One of the last shows I saw at Gilly’s was a series of duets by Steve Lacy and Mal Waldron. That was one of two concerts they played in America on that “tour,” and it was my only opportunity to see either of them. When Mal Waldron soloed, the smoke rising from his cigarillo behind his thick white hair while the spotlight shone down was jazz imagery at its finest. To think that, for years, Waldron worked with Billie Holiday in different formats, including duets, as the final verse of “The Day Lady Died” by Frank O’Hara describes:
and I am sweating a lot by now and thinking of
leaning on the john door in the 5 SPOT
while she whispered a song along the keyboard
to Mal Waldron and everyone and I stopped breathing
The fact that Waldron played at Gilly’s begins to tell you some of the history that passed through the club’s doors.
About the time that I started hitting small jazz shows I caught wind of punk, with its DIY ethos, and something similar has always been at work in the jazz world. Certainly it was in Jerry Gillotti’s DNA. (And somehow it makes sense that Gilly’s hosted some early and now legendary punk and new wave shows when that scene was still in its infancy.) Although both Columbus and Cincinnati were larger cities, neither had a club comparable to Gilly’s. To put it simply, Jerry Gillotti booked bands who shortly before or after that gig were performing at the Village Vanguard. Jazz lovers within driving distance of Gilly’s were quite spoiled, as this was all about one person going out of his way to make something happen.
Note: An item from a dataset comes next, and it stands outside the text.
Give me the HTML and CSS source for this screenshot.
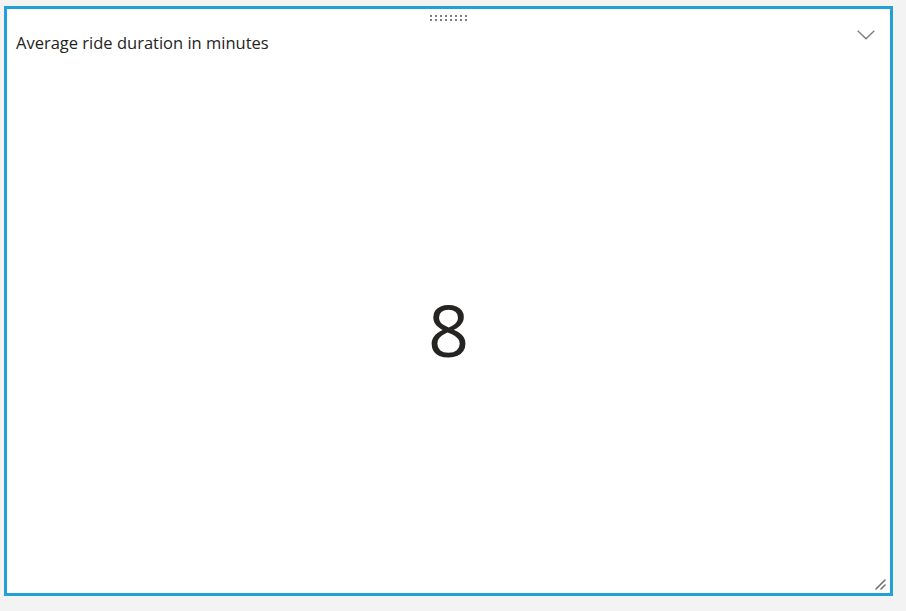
FILE: index.html
```html
<!DOCTYPE html>
<html>
<head>
<meta charset="utf-8">
<link rel="stylesheet" href="styles.css">
</head>
<body>
<div class="card">
  <div class="drag-handle">
    <span></span><span></span><span></span><span></span><span></span><span></span><span></span><span></span>
    <span></span><span></span><span></span><span></span><span></span><span></span><span></span><span></span>
  </div>
  <div class="header">
    <div class="title">Average ride duration in minutes</div>
    <svg class="chevron" width="18" height="10" viewBox="0 0 18 10"><path d="M0.7 0.7 L9 8.8 L17.3 0.7" fill="none" stroke="#7a7a7a" stroke-width="1.3"/></svg>
  </div>
  <div class="value-area">
    <div class="value">8</div>
  </div>
  <svg class="grip" width="12" height="12" viewBox="0 0 12 12"><path d="M1 11 L10 2 M6 11 L10 7" stroke="#707070" stroke-width="1.6" stroke-linecap="round"/></svg>
</div>
</body>
</html>
```
FILE: styles.css
```css
html, body {
  margin: 0;
  padding: 0;
  background: #f3f3f3;
  font-family: "Open Sans", "Noto Sans", sans-serif;
}
body {
  width: 906px;
  height: 611px;
  overflow: hidden;
}
.card {
  position: relative;
  box-sizing: border-box;
  margin: 6px 0 0 4px;
  width: 889px;
  height: 590px;
  border: 3px solid #22a1d9;
  background: #ffffff;
  display: flex;
  flex-direction: column;
}
.drag-handle {
  position: absolute;
  top: 6px;
  left: 423px;
  display: grid;
  grid-template-columns: repeat(8, 2px);
  column-gap: 3px;
  row-gap: 2px;
}
.drag-handle span {
  width: 2px;
  height: 2px;
  background: #7c7c7c;
}
.header {
  height: 56px;
  display: flex;
  justify-content: space-between;
  align-items: flex-start;
  padding: 0 15px 0 9px;
}
.title {
  margin-top: 22px;
  font-size: 16.5px;
  color: #252423;
  letter-spacing: 0;
}
.chevron {
  margin-top: 21px;
}
.value-area {
  flex: 1;
  display: flex;
  align-items: center;
  justify-content: center;
}
.value {
  font-size: 72px;
  line-height: 1;
  color: #252423;
  font-weight: 400;
}
.grip {
  position: absolute;
  right: 3px;
  bottom: 3px;
}
```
Jerry Gillotti passed away on November 23, 2017, and it should be noted that even though he suffered from increasingly bad health he continued to run the club until the end of his life.
Memories of Gilly’s shows always return to his voice, which you’d hear before the show and between sets. (He also did the highly caffeinated phone messages announcing upcoming shows.) He had the perfect voice for a jazz promoter—energetic, enthusiastic, hip. “I always thought that if you did it right you could make money doing it but I was wrong,” he said. “You can’t make any money doing it.”
Did that stop him? No. And why not? Because he loved jazz. The idea of starting a jazz club came to him at a Modern Jazz Quartet concert he attended overseas. That show must have moved him deeply, and that’s something that every jazz lover would understand. Somehow a myth has been passed along that jazz is all about massaging your cerebral cortex, but the truth is it’s a deeply human thing. One song that quickly wipes away the notion of jazz as Think Music is “Left Alone,” for which Billie Holiday wrote the lyrics and Mal Waldron, who decades later performed at Gilly’s, wrote the music. Although Billie passed away before they could record the song, Mal went on to play and record it for the rest of his career, not as a crowd-pleaser but as a deeply-felt tribute to Billie. Thank you, Jerry Gillotti, for bending the rules that first night and for bringing in so many great jazz artists over the years, including the guy who used to play with Billie Holiday. You made the world a better place.